S’associer à ces acteurs permet de réduire les coûts d’entrée et d’apprendre plus vite.
- Tester, plutôt que théoriser pendant trois ans
L’avantage des solutions électriques et logicielles, c’est qu’elles se prêtent bien au “pilote” : électrifier quelques véhicules, installer un nombre limité de bornes, déployer un outil de gestion de flotte. L’important est de mesurer, ajuster, puis scaler. - Travailler son positionnement dans la chaîne de valeur
Pour les PME industrielles, de services ou du numérique, une question mérite d’être posée : quelle brique de la mobilité électrique puis-je adresser ?- fourniture de composants ou d’équipements ?
- services d’installation, maintenance, exploitation ?
- couche logicielle (data, pilotage, supervision) ?
- accompagnement au changement pour les entreprises (conseil, formation, financement) ?
La mobilité électrique n’est pas un secteur monolithique, c’est un puzzle. L’enjeu est de trouver sa pièce.
- Anticiper les compétences de demain
Inutile de se mentir : l’électrique et le numérique redistribuent les cartes des métiers.- Les électriciens formés à la recharge se raréfient.
- Les profils capables de dialoguer à la fois avec le DSI, le DAF et le responsable d’exploitation deviennent critiques.
- Les techniciens de maintenance devront savoir gérer des batteries, de l’électronique de puissance et des logiciels embarqués.
Investir dans la formation – interne ou externe – fait partie intégrante de la stratégie mobilité.
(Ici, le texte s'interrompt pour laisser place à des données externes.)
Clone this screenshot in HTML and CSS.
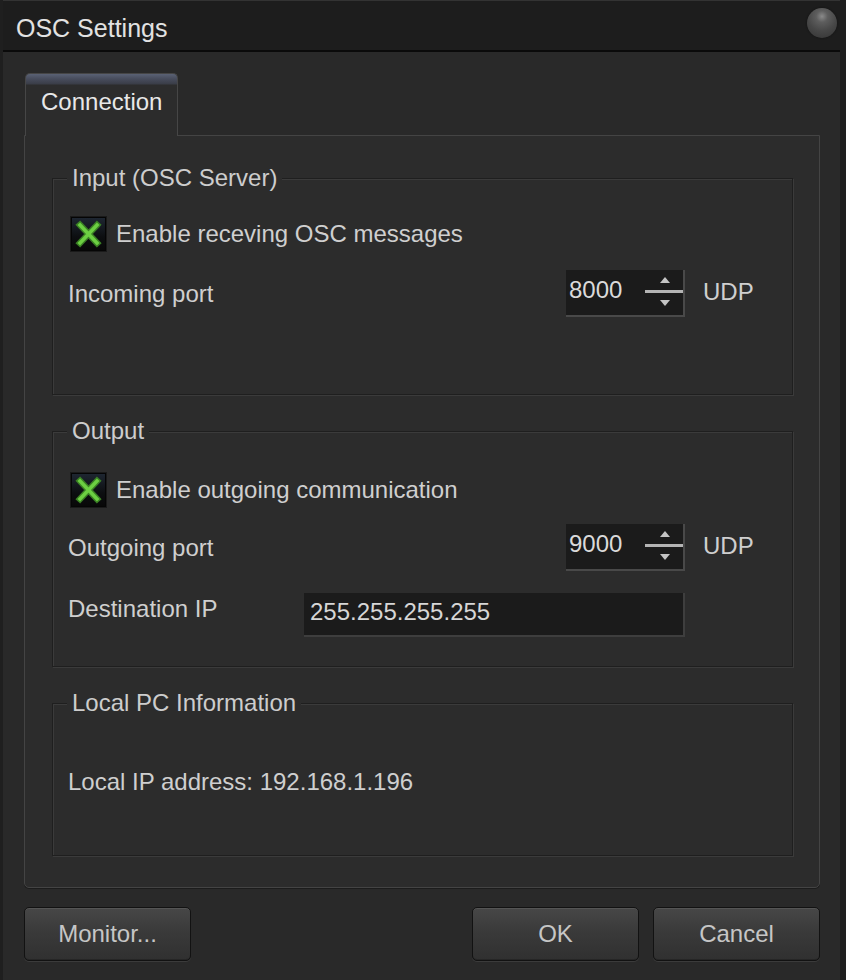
FILE: index.html
```html
<!DOCTYPE html>
<html>
<head>
<meta charset="utf-8">
<title>OSC Settings</title>
<link rel="stylesheet" href="styles.css">
</head>
<body>
<div class="window">
  <div class="titlebar">
    <span class="title">OSC Settings</span>
    <span class="close-dot"></span>
  </div>
  <div class="body">
    <div class="tabs">
      <div class="tab active">Connection</div>
    </div>
    <div class="panel">
      <fieldset class="group g-input">
        <legend>Input (OSC Server)</legend>
        <div class="check-row">
          <span class="checkbox">
            <svg width="33" height="32" viewBox="0 0 33 32"><path d="M8 7 L25 25 M25 7 L8 25" stroke="#3a7f24" stroke-width="6.5" stroke-linecap="square"/><path d="M8 7 L25 25 M25 7 L8 25" stroke="#6ccf42" stroke-width="3.5" stroke-linecap="square"/></svg>
          </span>
          <span class="check-label">Enable receving OSC messages</span>
        </div>
        <div class="field-row spin-row">
          <span class="label">Incoming port</span>
          <div class="spin">
            <span class="spin-value">8000</span>
            <svg class="spin-arrows" width="38" height="45" viewBox="0 0 38 45"><path d="M20 8 L25 14 L15 14 Z" fill="#c4c4c4"/><rect x="0" y="21" width="38" height="3" fill="#b4b4b4"/><path d="M15 31 L25 31 L20 37 Z" fill="#c4c4c4"/></svg>
          </div>
          <span class="unit">UDP</span>
        </div>
      </fieldset>

      <fieldset class="group g-output">
        <legend>Output</legend>
        <div class="check-row">
          <span class="checkbox">
            <svg width="33" height="32" viewBox="0 0 33 32"><path d="M8 7 L25 25 M25 7 L8 25" stroke="#3a7f24" stroke-width="6.5" stroke-linecap="square"/><path d="M8 7 L25 25 M25 7 L8 25" stroke="#6ccf42" stroke-width="3.5" stroke-linecap="square"/></svg>
          </span>
          <span class="check-label">Enable outgoing communication</span>
        </div>
        <div class="field-row spin-row out-spin">
          <span class="label">Outgoing port</span>
          <div class="spin">
            <span class="spin-value">9000</span>
            <svg class="spin-arrows" width="38" height="45" viewBox="0 0 38 45"><path d="M20 8 L25 14 L15 14 Z" fill="#c4c4c4"/><rect x="0" y="21" width="38" height="3" fill="#b4b4b4"/><path d="M15 31 L25 31 L20 37 Z" fill="#c4c4c4"/></svg>
          </div>
          <span class="unit">UDP</span>
        </div>
        <div class="field-row ip-row">
          <span class="label label-top">Destination IP</span>
          <div class="textbox">255.255.255.255</div>
          <span></span>
        </div>
      </fieldset>

      <fieldset class="group g-local">
        <legend>Local PC Information</legend>
        <div class="info">Local IP address: 192.168.1.196</div>
      </fieldset>
    </div>
    <div class="buttons">
      <button class="btn">Monitor...</button>
      <span class="spacer"></span>
      <button class="btn">OK</button>
      <button class="btn">Cancel</button>
    </div>
  </div>
</div>
</body>
</html>
```

FILE: styles.css
```css
* { box-sizing: border-box; }

html, body {
  margin: 0;
  padding: 0;
  background: #222;
}

body {
  font-family: "Liberation Sans", Arial, sans-serif;
  font-size: 24px;
  color: #cfcfcf;
}

.window {
  width: 846px;
  height: 980px;
  display: flex;
  flex-direction: column;
  background: #292929;
  border-left: 3px solid #1f1f1f;
  border-right: 6px solid #1f1f1f;
}

.titlebar {
  height: 52px;
  flex: 0 0 52px;
  background: #1d1d1d;
  border-top: 1px solid #333;
  border-bottom: 2px solid #0a0a0a;
  display: flex;
  align-items: center;
  justify-content: space-between;
  padding: 0 2px 2px 13px;
}

.title {
  font-size: 25px;
  color: #e2e2e2;
  line-height: 28px;
  margin-top: 6px;
}

.close-dot {
  width: 30px;
  height: 30px;
  border-radius: 50%;
  margin-top: -4px;
  margin-right: 1px;
  background: radial-gradient(circle at 50% 28%, #8a8a8a 0, #5e5e5e 22%, #474747 55%, #333 100%);
  box-shadow: 0 0 2px #111;
}

.body {
  flex: 1;
  display: flex;
  flex-direction: column;
  padding: 21px 20px 0 21px;
}

.tabs {
  display: flex;
  padding-left: 1px;
  height: 62px;
}

.tab {
  position: relative;
  z-index: 1;
  width: 153px;
  height: 63px;
  border: 1px solid #464646;
  border-bottom: none;
  border-radius: 5px 5px 0 0;
  background: linear-gradient(#5a6174 0, #474c5c 5px, #3a3d47 10px, #2c2c2c 11px, #2c2c2c 100%);
  color: #e8e8e8;
  padding: 14px 0 0 15px;
  line-height: 28px;
}

.panel {
  border: 1px solid #444;
  border-radius: 0 0 5px 5px;
  background: #2c2c2c;
  padding: 28px 26px 31px 27px;
  display: flex;
  flex-direction: column;
  gap: 22px;
  box-shadow: 0 1px 0 #1c1c1c;
}

.group {
  margin: 0;
  padding: 0 0 0 15px;
  min-width: 0;
  border: 1px solid #1f1f1f;
  box-shadow: inset 1px 1px 0 #3b3b3b, 1px 1px 0 #3b3b3b;
}

.group legend {
  margin-left: -1px;
  padding: 0 5px;
  line-height: 28px;
  color: #cdcdcd;
  background: #2c2c2c;
}

.g-input { padding-bottom: 77px; }
.g-input .check-row { margin-top: 25px; }
.g-input .spin-row { margin-top: 19px; }

.g-output { padding-bottom: 29px; }
.g-output .check-row { margin-top: 28px; }
.g-output .out-spin { margin-top: 17px; }
.g-output .ip-row { margin-top: 22px; }

.g-local { padding-bottom: 59px; }

.check-row {
  display: flex;
  align-items: center;
  height: 34px;
  margin-left: 3px;
}

.checkbox {
  width: 35px;
  height: 34px;
  background: linear-gradient(#1e2631, #0c0e10 60%, #080808);
  border: 1px solid #050505;
  box-shadow: 0 0 0 1px #1a1a1a;
  display: flex;
  align-items: center;
  justify-content: center;
}

.check-label {
  margin-left: 10px;
  line-height: 28px;
}

.field-row {
  display: grid;
  grid-template-columns: 1fr auto 107px;
  align-items: center;
}

.label { line-height: 28px; }

.label-top {
  align-self: start;
  padding-top: 2px;
}

.spin {
  width: 119px;
  height: 47px;
  background: #1b1b1b;
  border-right: 2px solid #494949;
  border-bottom: 2px solid #494949;
  display: flex;
  align-items: center;
  justify-content: space-between;
  padding-left: 3px;
}

.spin-value {
  color: #dadada;
  line-height: 28px;
  margin-top: -6px;
}

.spin-arrows {
  display: block;
  margin-top: -2px;
}

.unit {
  padding-left: 18px;
  line-height: 28px;
  margin-top: -4px;
}

.textbox {
  width: 381px;
  height: 44px;
  background: #1b1b1b;
  border-right: 2px solid #3e3e3e;
  border-bottom: 2px solid #3e3e3e;
  padding: 5px 0 0 6px;
  line-height: 28px;
  color: #d6d6d6;
}

.info {
  margin-top: 51px;
  line-height: 28px;
}

.buttons {
  display: flex;
  margin-top: 19px;
  gap: 14px;
}

.spacer { flex: 1; }

.btn {
  width: 167px;
  height: 54px;
  font-family: "Liberation Sans", Arial, sans-serif;
  font-size: 24px;
  color: #c6c6c6;
  border: 1px solid #121212;
  border-radius: 5px;
  background: linear-gradient(#474747 0, #3a3a3a 45%, #303030 100%);
  box-shadow: inset 0 1px 0 #555, inset 0 -1px 0 #262626, 0 1px 0 #3b3b3b;
  padding: 0;
}
```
Le risque, pour une PME, serait de considérer la mobilité électrique comme un simple poste de dépense réglementaire, au lieu de la voir comme un levier stratégique à plusieurs étages : image, attractivité RH, optimisation des coûts, nouvelles offres.
La bonne nouvelle ? Le terrain de jeu est encore largement ouvert. La marche est haute, mais elle l’est pour tout le monde, y compris pour les grands groupes. Agilité, spécialisation et proximité terrain deviennent des atouts décisifs.
En filigrane, une réalité se dessine : la mobilité électrique de demain ne sera pas seulement le fruit de quelques géants industriels. Elle sera le résultat d’une multitude d’initiatives portées par des entreprises françaises de toutes tailles, capables de transformer une contrainte énergétique en opportunité business.
La question n’est plus de savoir si la mobilité électrique va s’imposer, mais qui tirera le meilleur parti de ce nouvel écosystème. Et, à ce jeu-là, les PME françaises ont largement leur carte à jouer.